Mayor Emanuel, Chicago Park District Break Ground on the Bike Park at Big Marsh on Chicago’s Southeast Side
New recreational asset will be first project to break ground under Mayor Emanuel's Building Burnham Plan
Mayor Rahm Emanuel joined Chicago Park District General Superintendent Michael P. Kelly and community members on the southeast side of Chicago today to break ground on the 40-acre Bike Park at Big Marsh, the first bike park of its kind in the Midwest. The Bike Park at Big Marsh is a signature project under Mayor Emanuel's Building on Burnham plan, a comprehensive vision to invest in Chicago's parks and open spaces.
“No bike park like this exists in the Midwest; when complete, the park will be an asset for residents and an attraction for tourists,” Mayor Emanuel said. “We are transforming what was an industrial site to a place where families and children from across Chicago can experience nature. Breaking ground on Big Marsh is building on Burnham’s vision for the City of Chicago and providing a recreational asset to the far South side.”
The Bike Park at Big Marsh will be part of a 270 acre eco-restoration and habitat restoration to be built on a former industrial property in Calumet. The Bike Park will located primarily on existing slag fields where plants have a hard time growing and successful habitat creation is unlikely. It will accommodate bikers of all ages and skill levels, and is expected to be complete by winter of this year.
“Activities like birding, off-road biking and cross-country skiing were once thought impossible in a big city,” said Parks Superintendent Kelly. “The investments we make in these natural areas will have a lasting impact on our city and communities for generations to come.”
The 40-acre bike park is modeled after the highly successful Valmont Bike Park in Boulder, Colorado, which opened in 2011 and attracts hundreds of cyclists a day in the summer. The Bike Park at Big Marsh will include a single track bike trail, cycle-cross course, pump park, dirt jump trail, dual slalom course, gravity flow trail and a bicycle skills area. Big Marsh will also have a system of multi-use trails for walkers, runners, and birders and a communal plaza area where viewers can watch the bike action.
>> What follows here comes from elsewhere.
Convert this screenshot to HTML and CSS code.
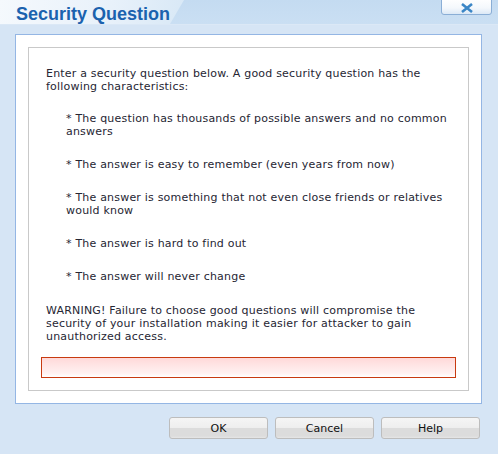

Ecological restoration is already underway at the park including the removal of invasive species, planting of native species, debris removal and water control. To date, the Chicago Park District has planted 5,000 tree saplings and 20,000 native grasses and flowers in the area.
Big Marsh Park is a signature project in Building on Burnham, the Mayor's comprehensive plan to invest in the Lakefront, the Chicago River, natural areas and recreational opportunities in neighborhoods across the city. This plan follows the Mayor’s successful expansion of Chicago’s park system in his first mayoral term, which has already added 750 acres of new parkland, 256 new playgrounds and more than $800 million in capital investment from neighborhoods and private sources.
The Chicago Park District currently manages more than 65 protected natural areas, encompassing more than 1,400 acres. Building on Burnham will underscore the expansion of natural areas, setting a goal of 2,020 acres of protected natural areas in the City of Chicago by 2020.